:: Data entries ::

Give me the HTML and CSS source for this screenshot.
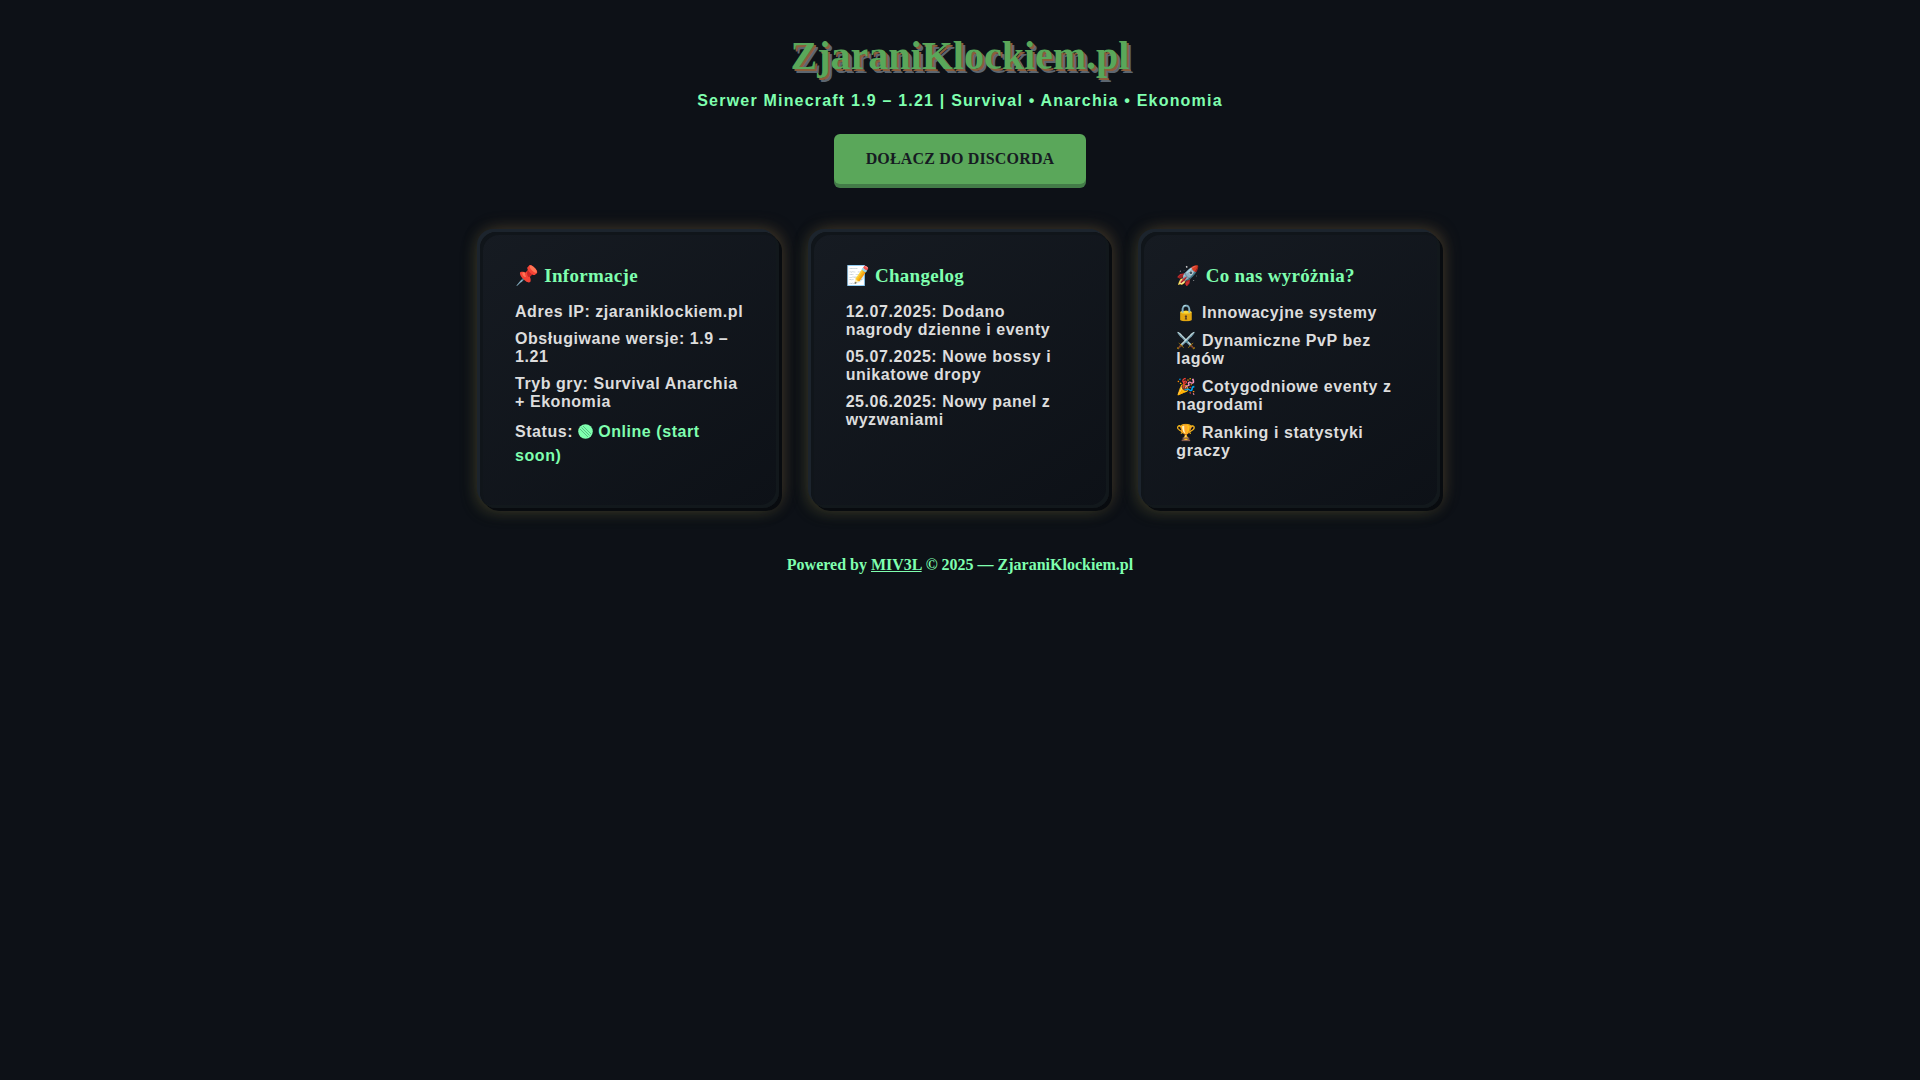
FILE: index.html
```html
<!DOCTYPE html>
<html lang="pl">
  <head>
    <meta charset="utf-8">
    <meta name="viewport" content="width=device-width, initial-scale=1">
    <title>ZjaraniKlockiem.pl</title>
    <link rel="stylesheet" href="styles.css">
  </head>
  <body>
    <header>
      <h1>ZjaraniKlockiem.pl</h1>
      <p class="subtitle">Serwer Minecraft 1.9 – 1.21 | Survival • Anarchia • Ekonomia</p>
      <a class="discord" href="#discord">DOŁACZ DO DISCORDA</a>
    </header>

    <main class="cards">
      <section class="card">
        <h2>📌 Informacje</h2>
        <p>Adres IP: zjaraniklockiem.pl</p>
        <p>Obsługiwane wersje: 1.9 – 1.21</p>
        <p>Tryb gry: Survival Anarchia + Ekonomia</p>
        <p class="status">Status:
          <span class="online"><svg class="dot" viewBox="0 0 15 15" aria-hidden="true">
            <circle cx="7.5" cy="7.5" r="7.3" fill="#7fffaf"/>
            <path d="M2 5L10 13M3.5 3.5L11.5 11.5M5 2L13 10" stroke="#4fae78" stroke-width=".8"/>
          </svg> Online (start soon)</span></p>
      </section>

      <section class="card">
        <h2>📝 Changelog</h2>
        <p>12.07.2025: Dodano nagrody dzienne i eventy</p>
        <p>05.07.2025: Nowe bossy i unikatowe dropy</p>
        <p>25.06.2025: Nowy panel z wyzwaniami</p>
      </section>

      <section class="card">
        <h2>🚀 Co nas wyróżnia?</h2>
        <p>🔒 Innowacyjne systemy</p>
        <p>⚔️ Dynamiczne PvP bez lagów</p>
        <p>🎉 Cotygodniowe eventy z nagrodami</p>
        <p>🏆 Ranking i statystyki graczy</p>
      </section>
    </main>

    <footer>
      Powered by <a href="#miv3l">MIV3L</a> © 2025 — ZjaraniKlockiem.pl
    </footer>
  </body>
</html>
```
FILE: styles.css
```css
* {
  box-sizing: border-box;
  margin: 0;
  padding: 0;
}
body {
  background-color: #0d1117;
  color: #dddddd;
  font-family: "Liberation Serif", serif;
  font-size: 16px;
  font-weight: bold;
  padding: 32px;
}
header {
  text-align: center;
}
h1 {
  color: #5aa75a;
  font-size: 40px;
  line-height: 48px;
  text-shadow: 2px 2px 0 #8b5e3c, 4px 4px 0 #5c6670;
}
.subtitle {
  color: #7fffaf;
  font-family: "Liberation Sans", sans-serif;
  letter-spacing: 0.075em;
  line-height: 18px;
  margin: 12px 0 24px;
}
.discord {
  background-color: #5aa75a;
  border-radius: 6px;
  box-shadow: 0 4px 0 #437c48;
  color: #161b22;
  display: inline-block;
  letter-spacing: 0.01em;
  line-height: 18px;
  padding: 16px 32px;
  text-decoration: none;
}
.cards {
  display: grid;
  gap: 32px;
  grid-template-columns: repeat(3, 1fr);
  margin: 48px auto;
  max-width: 960px;
}
.card {
  background: linear-gradient(145deg, #161b22, #0d1117);
  border-radius: 16px;
  box-shadow:
    inset 3px 3px 0 #10151a,
    inset -3px -3px 0 #12181c,
    -3px -3px 0 #1c242d,
    3px 3px 0 #080b0f,
    2px -2px 18px rgba(139, 94, 60, 0.4),
    -2px 2px 18px rgba(110, 130, 60, 0.3);
  padding: 32px 35px 31px;
}
h2 {
  color: #7fffaf;
  font-size: 19px;
  letter-spacing: 0.015em;
  line-height: 23px;
  margin-bottom: 16px;
}
.card p {
  font-family: "Liberation Sans", sans-serif;
  letter-spacing: 0.035em;
  margin-bottom: 9px;
}
.card .status {
  line-height: 24px;
}
.online {
  color: #7fffaf;
}
.dot {
  height: 15px;
  vertical-align: -2px;
  width: 15px;
}
footer {
  color: #7fffaf;
  text-align: center;
}
footer a {
  color: inherit;
}
```
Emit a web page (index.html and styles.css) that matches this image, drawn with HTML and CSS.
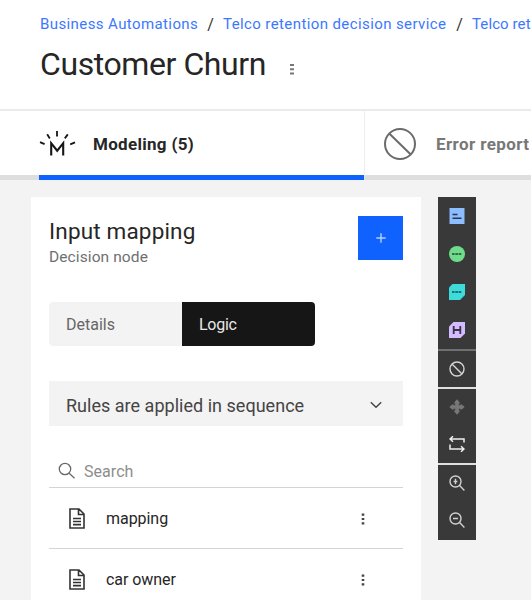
FILE: index.html
```html
<!DOCTYPE html>
<html lang="en">
<head>
<meta charset="utf-8">
<title>Customer Churn</title>
<link rel="stylesheet" href="styles.css">
</head>
<body>
<div class="app">
  <header class="header">
    <nav class="crumbs"><a class="c1">Business Automations</a><span>/</span><a class="c2">Telco retention decision service</a><span>/</span><a class="c3">Telco ret</a></nav>
    <div class="title-row">
      <h1>Customer Churn</h1>
      <svg class="dots" width="6" height="14" viewBox="0 0 6 14"><path d="M1 1h4v2H1zM1 5.2h4v2H1zM1 9.6h4v2H1z" fill="#777"/></svg>
    </div>
  </header>
  <div class="tabs">
    <div class="tab active">
      <svg width="37" height="28" viewBox="0 0 37 28" fill="none" stroke="#161616" stroke-width="1.8"><path d="M12.2 25.5V13.2l6 7.5 6-7.5v12.3" stroke-width="2.1"/><path d="M1 12.2l4.6 2M8.2 4.3l2.6 4.2M18 1v5.5M28.8 4.4l-3 4M36 12.4l-4.8 2"/></svg>
      <span class="tab-label">Modeling (5)</span>
    </div>
    <div class="tab errors">
      <svg width="34" height="34" viewBox="0 0 34 34" fill="none" stroke="#6b6b6b" stroke-width="2"><circle cx="17" cy="17" r="15"/><path d="M6.5 6.8l21 20.4"/></svg>
      <span class="tab-label">Error report</span>
    </div>
  </div>
  <main class="workspace">
    <section class="panel">
      <div class="panel-head">
        <div><h2>Input mapping</h2><p class="kind">Decision node</p></div>
        <button class="add"><svg width="10" height="10" viewBox="0 0 10 10"><path d="M5 .3v9.4M.3 5h9.4" stroke="#b5d0ff" stroke-width="1.4"/></svg></button>
      </div>
      <div class="switch"><span class="details">Details</span><span class="logic">Logic</span></div>
      <div class="select"><span>Rules are applied in sequence</span><svg width="12" height="8" viewBox="0 0 12 8"><path d="M.8 1.2L6 6.3l5.2-5.1" fill="none" stroke="#444" stroke-width="1.4"/></svg></div>
      <div class="search"><svg width="18" height="18" viewBox="0 0 18 18" fill="none" stroke="#686868" stroke-width="1.3"><circle cx="7" cy="7" r="5.7"/><path d="M11.2 11.2l5.3 5"/></svg><span>Search</span></div>
      <div class="row">
        <svg class="doc" width="16" height="21" viewBox="0 0 16 21" fill="none" stroke="#333" stroke-width="1.6"><path d="M1 1h9l5 5v14H1zM9.5 1v5.5H15M4 10.5h8M4 13.5h8M4 16.6h8"/></svg>
        <span class="r1">mapping</span>
        <svg class="dots" width="4" height="12" viewBox="0 0 4 12"><path d="M.7.5h2.6v2.2H.7zM.7 4.9h2.6v2.2H.7zM.7 9.3h2.6v2.2H.7z" fill="#444"/></svg>
      </div>
      <div class="row">
        <svg class="doc" width="16" height="21" viewBox="0 0 16 21" fill="none" stroke="#333" stroke-width="1.6"><path d="M1 1h9l5 5v14H1zM9.5 1v5.5H15M4 10.5h8M4 13.5h8M4 16.6h8"/></svg>
        <span class="r2">car owner</span>
        <svg class="dots" width="4" height="12" viewBox="0 0 4 12"><path d="M.7.5h2.6v2.2H.7zM.7 4.9h2.6v2.2H.7zM.7 9.3h2.6v2.2H.7z" fill="#444"/></svg>
      </div>
    </section>
    <aside class="tools">
      <div class="tool"><svg viewBox="0 0 16 16"><path d="M.5 0h15v16H.5z" fill="#8dbcff"/><path d="M3.5 6.5h5M3.5 10.3h9" stroke="#26374f" stroke-width="1.4"/></svg></div>
      <div class="tool"><svg viewBox="0 0 16 16"><circle cx="8" cy="8" r="8" fill="#6fdc8c"/><path d="M3 8h10" stroke="#23452c" stroke-width="1.5" stroke-dasharray="2.6 .7"/></svg></div>
      <div class="tool"><svg viewBox="0 0 16 16"><path d="M3.5 0H16v11l-5 5H0V3.5z" fill="#3ddbd9"/><path d="M3 8h10" stroke="#174b4b" stroke-width="1.5" stroke-dasharray="2.6 .7"/></svg></div>
      <div class="tool"><svg viewBox="0 0 16 16"><path d="M4.5 0H16v11.5L11.5 16H0V4.5z" fill="#d4bbff"/><path d="M4.7 4v8M11.3 4v8M4.7 8h6.6" fill="none" stroke="#38304a" stroke-width="1.8"/></svg></div>
      <div class="tool sep-dim"><svg viewBox="0 0 16 16" fill="none" stroke="#d5d5d5" stroke-width="1.4"><circle cx="8" cy="8" r="7"/><path d="M3.2 3.2l9.6 9.6"/></svg></div>
      <div class="tool sep"><svg viewBox="0 0 16 16" fill="#777"><path d="M5.4 3.2L8 .3l2.6 2.9v1.6H5.4zM5.4 12.8L8 15.7l2.6-2.9v-1.6H5.4zM3.2 5.4L.3 8l2.9 2.6h1.6V5.4zM12.8 5.4L15.7 8l-2.9 2.6h-1.6V5.4zM6.2 4.8h3.6v6.4H6.2zM4.8 6.2h6.4v3.6H4.8z"/></svg></div>
      <div class="tool"><svg viewBox="0 0 16 16" fill="none" stroke="#eee" stroke-width="1.5"><path d="M15 6.5V3H1M4 .2L1 3l3 2.8M1 8.5V13h14M12 10.2l3 2.8-3 2.8"/></svg></div>
      <div class="tool sep"><svg viewBox="0 0 16 16" fill="none" stroke="#d0d0d0" stroke-width="1.4"><circle cx="6.5" cy="6.5" r="5.5"/><path d="M10.6 10.6l4.8 4.8M6.5 3.8v5.4M4.6 6.5h3.8"/></svg></div>
      <div class="tool"><svg viewBox="0 0 16 16" fill="none" stroke="#d0d0d0" stroke-width="1.4"><circle cx="6.5" cy="6.5" r="5.5"/><path d="M10.6 10.6l4.8 4.8M4 6.5h5"/></svg></div>
    </aside>
  </main>
</div>
</body>
</html>
```
FILE: styles.css
```css
* { box-sizing: border-box; }
body { margin: 0; background: #fff; font-family: Roboto, "Liberation Sans", sans-serif; color: #262626; }
.app { width: 531px; height: 600px; overflow: hidden; display: flex; flex-direction: column; }
svg { display: block; flex: none; }
h1, h2, p { margin: 0; font-weight: 400; }
span, a, h1, h2, p { white-space: nowrap; }
.header { height: 111px; flex: none; border-bottom: 2px solid #ebebeb; padding: 14px 0 0 40px; }
.crumbs { display: flex; height: 21px; line-height: 21px; font-size: 15px; letter-spacing: .4px; color: #333; }
.crumbs > * { flex: none; }
.crumbs a { color: #3b78ff; }
.crumbs span { width: 25px; text-align: center; font-size: 16px; letter-spacing: 0; }
.crumbs .c1 { width: 158px; }
.crumbs .c2 { width: 224px; }
.crumbs .c3 { letter-spacing: .1px; }
.title-row { display: flex; margin-top: 9px; height: 40px; }
h1 { width: 249px; font-size: 32px; line-height: 40px; letter-spacing: -.42px; }
.title-row .dots { margin-top: 19px; }
.tabs { display: flex; height: 69px; flex: none; }
.tab { display: flex; align-items: center; border-bottom: 5px solid #dedede; padding-top: 2px; font-size: 17px; font-weight: 700; letter-spacing: .3px; }
.active { width: 325px; border-bottom-color: #0f62fe; }
.active .tab-label { margin-left: 17px; }
.tabs::before { content: ""; width: 39px; border-bottom: 5px solid #dedede; }
.errors { width: 167px; border-left: 1px solid #eee; padding-left: 18px; color: #777; }
.errors .tab-label { margin-left: 19px; letter-spacing: .4px; }
.workspace { flex: 1; min-height: 0; display: flex; align-items: flex-start; gap: 17px; padding: 17px 0 0 31px; background: #f3f3f3; }
.panel { width: 390px; height: 403px; padding: 19px 18px 0; background: #fff; flex: none; }
.panel-head { display: flex; justify-content: space-between; height: 86px; }
h2 { font-size: 22.5px; line-height: 30px; letter-spacing: .17px; }
.kind { font-size: 15.5px; line-height: 22px; letter-spacing: .1px; color: #6f6f6f; }
.add { width: 45px; height: 44px; padding: 0; border: 0; background: #0f62fe; display: flex; align-items: center; justify-content: center; }
.switch { display: flex; width: 266px; height: 44px; border-radius: 4px; overflow: hidden; font-size: 16px; line-height: 45px; letter-spacing: 0; }
.switch span { flex: 1; padding-left: 17px; }
.details { background: #f3f3f3; color: #666; }
.switch .logic { background: #161616; color: #e8e8e8; letter-spacing: -.25px; }
.select { display: flex; justify-content: space-between; align-items: center; margin-top: 35px; height: 45px; padding: 3px 21px 0 17px; background: #f3f3f3; font-size: 18px; letter-spacing: .02px; color: #444; }
.search { display: flex; align-items: center; height: 62px; padding: 29px 0 0 9px; border-bottom: 1.5px solid #d4d4d4; color: #8d8d8d; font-size: 16px; letter-spacing: .05px; }
.search span { margin-left: 8px; }
.row { display: flex; align-items: center; height: 61px; padding: 1px 38px 0 20px; border-bottom: 1.5px solid #d4d4d4; font-size: 16px; letter-spacing: -.05px; }
.row span { margin-left: 21px; }
.row .dots { margin-left: auto; }
.tools { width: 38px; height: 343px; flex: none; background: #393939; }
.tool { height: 38px; display: flex; justify-content: center; align-items: center; }
.tool svg { width: 16px; height: 16px; }
.sep-dim { border-top: 2px solid #707070; }
.sep { border-top: 2px solid #e0e0e0; }
```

:::

Only lines holding the string "this" are wanted; gather each one from the entries above.

Give me the HTML and CSS source for this screenshot.
Emit a web page (index.html and styles.css) that matches this image, drawn with HTML and CSS.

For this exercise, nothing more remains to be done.